Average True Range
Measures how much an instrument moves on average over a set period — pure volatility with no directional bias.
Description
Average True Range was developed by J. Welles Wilder and introduced alongside RSI and ADX in his 1978 book. Unlike most indicators, ATR makes no statement about direction — it only measures how large recent price moves have been. This makes it uniquely useful for position sizing, stop placement, and gauging whether a breakout has meaningful range behind it.
How It Works
True Range = the greatest of: (high − low), |high − previous close|, |low − previous close|. This accounts for gaps — a gapped open that moves significantly also generates a large True Range. ATR = Wilder’s smoothed average of True Range over N periods (default: 14). The result is expressed in price units, not percentages.
How to Read It
A rising ATR means recent candles have been larger than usual — volatility is expanding. A falling ATR means price is moving in smaller increments — volatility is contracting. ATR does not tell you whether price is going up or down. Traders use it as a multiplier: “place my stop 2× ATR below the entry” automatically adjusts stop distance to current market conditions.
Common Uses
- Position sizing (risk a fixed dollar amount / ATR = position size)
- Stop-loss placement (2–3× ATR from entry)
- Assessing breakout significance (a move larger than 1× ATR is notable)

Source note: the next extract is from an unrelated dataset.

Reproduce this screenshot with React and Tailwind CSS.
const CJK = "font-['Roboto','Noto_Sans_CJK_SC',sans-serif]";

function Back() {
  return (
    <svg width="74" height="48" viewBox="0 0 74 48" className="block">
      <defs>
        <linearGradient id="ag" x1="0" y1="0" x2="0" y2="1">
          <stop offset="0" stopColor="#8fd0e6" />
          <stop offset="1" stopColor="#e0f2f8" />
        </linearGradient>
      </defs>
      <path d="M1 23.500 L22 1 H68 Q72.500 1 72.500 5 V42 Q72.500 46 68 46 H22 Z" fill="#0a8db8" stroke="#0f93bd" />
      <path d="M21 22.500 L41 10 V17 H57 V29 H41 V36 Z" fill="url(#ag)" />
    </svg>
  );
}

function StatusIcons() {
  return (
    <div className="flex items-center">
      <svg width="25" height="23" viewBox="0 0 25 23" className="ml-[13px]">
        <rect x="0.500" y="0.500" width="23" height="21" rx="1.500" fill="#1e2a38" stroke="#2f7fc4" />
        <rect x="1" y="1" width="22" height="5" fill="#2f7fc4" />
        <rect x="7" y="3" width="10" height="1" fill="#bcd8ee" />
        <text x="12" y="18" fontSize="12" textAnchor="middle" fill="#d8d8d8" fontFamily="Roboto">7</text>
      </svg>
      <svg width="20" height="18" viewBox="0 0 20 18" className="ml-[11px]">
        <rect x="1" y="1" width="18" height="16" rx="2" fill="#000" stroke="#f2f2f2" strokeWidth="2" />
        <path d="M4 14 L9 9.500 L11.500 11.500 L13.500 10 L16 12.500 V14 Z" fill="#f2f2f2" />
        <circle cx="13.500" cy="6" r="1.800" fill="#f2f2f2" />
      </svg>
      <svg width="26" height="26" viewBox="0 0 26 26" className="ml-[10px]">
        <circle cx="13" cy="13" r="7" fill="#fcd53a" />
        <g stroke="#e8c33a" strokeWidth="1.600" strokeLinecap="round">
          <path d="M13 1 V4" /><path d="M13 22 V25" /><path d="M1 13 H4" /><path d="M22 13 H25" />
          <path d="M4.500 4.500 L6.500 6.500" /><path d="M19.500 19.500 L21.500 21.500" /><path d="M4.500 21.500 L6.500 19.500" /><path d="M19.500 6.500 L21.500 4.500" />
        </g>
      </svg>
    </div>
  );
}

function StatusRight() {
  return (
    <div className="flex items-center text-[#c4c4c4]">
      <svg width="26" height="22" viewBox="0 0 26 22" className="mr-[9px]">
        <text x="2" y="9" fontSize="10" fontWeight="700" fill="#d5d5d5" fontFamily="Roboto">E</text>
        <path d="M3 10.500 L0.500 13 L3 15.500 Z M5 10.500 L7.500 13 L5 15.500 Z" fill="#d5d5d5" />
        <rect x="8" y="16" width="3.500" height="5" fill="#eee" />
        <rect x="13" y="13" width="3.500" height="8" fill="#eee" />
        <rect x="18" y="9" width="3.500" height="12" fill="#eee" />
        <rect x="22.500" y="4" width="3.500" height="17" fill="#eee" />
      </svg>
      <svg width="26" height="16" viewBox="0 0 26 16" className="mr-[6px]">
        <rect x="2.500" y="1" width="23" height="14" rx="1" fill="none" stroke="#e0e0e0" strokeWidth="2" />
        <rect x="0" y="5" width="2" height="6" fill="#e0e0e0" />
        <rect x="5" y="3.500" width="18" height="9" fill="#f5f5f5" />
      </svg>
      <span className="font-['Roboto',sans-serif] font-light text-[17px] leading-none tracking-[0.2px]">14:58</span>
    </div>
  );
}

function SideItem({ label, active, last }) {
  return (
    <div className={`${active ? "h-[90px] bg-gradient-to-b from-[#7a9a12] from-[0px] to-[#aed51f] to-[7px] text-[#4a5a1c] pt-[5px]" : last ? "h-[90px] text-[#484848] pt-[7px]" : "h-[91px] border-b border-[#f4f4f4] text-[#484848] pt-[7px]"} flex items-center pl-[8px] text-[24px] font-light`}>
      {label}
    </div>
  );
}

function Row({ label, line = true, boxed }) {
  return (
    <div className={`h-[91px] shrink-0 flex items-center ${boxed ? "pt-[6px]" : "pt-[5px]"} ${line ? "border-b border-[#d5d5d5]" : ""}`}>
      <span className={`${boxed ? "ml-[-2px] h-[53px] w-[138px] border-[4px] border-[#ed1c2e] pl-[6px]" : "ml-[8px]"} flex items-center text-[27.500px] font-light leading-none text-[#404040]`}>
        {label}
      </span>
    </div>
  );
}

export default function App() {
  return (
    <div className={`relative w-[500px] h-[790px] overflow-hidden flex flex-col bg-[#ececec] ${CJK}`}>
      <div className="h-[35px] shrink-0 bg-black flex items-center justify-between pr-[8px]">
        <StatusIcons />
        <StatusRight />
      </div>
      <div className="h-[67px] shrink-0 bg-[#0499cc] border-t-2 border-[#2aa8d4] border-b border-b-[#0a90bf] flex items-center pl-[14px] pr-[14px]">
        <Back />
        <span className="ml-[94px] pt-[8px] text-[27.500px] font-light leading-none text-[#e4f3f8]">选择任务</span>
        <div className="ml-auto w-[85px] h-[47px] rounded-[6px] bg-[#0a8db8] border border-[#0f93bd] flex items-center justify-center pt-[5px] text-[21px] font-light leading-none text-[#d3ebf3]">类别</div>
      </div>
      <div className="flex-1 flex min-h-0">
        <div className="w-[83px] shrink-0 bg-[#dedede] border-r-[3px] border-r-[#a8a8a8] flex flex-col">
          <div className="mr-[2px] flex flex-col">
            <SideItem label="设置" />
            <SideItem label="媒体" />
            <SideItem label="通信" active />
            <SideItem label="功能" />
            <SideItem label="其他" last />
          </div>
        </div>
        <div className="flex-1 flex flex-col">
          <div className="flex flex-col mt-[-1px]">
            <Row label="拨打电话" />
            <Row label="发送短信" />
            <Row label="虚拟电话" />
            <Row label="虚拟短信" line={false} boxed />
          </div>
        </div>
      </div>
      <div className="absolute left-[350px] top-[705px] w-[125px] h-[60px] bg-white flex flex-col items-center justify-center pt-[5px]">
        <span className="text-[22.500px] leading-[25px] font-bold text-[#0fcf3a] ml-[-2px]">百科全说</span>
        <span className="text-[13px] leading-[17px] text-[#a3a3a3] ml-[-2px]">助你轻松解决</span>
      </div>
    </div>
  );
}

- Identifying volatility compression before potential breakouts
Caveats
ATR is a tool, not a signal generator. It tells you how much, not which direction. Very low ATR periods can persist for a long time before a breakout materializes — ATR compression is a necessary but not sufficient condition for an imminent move. ATR is expressed in absolute price units, so comparing ATR across different instruments requires converting to a percentage of price.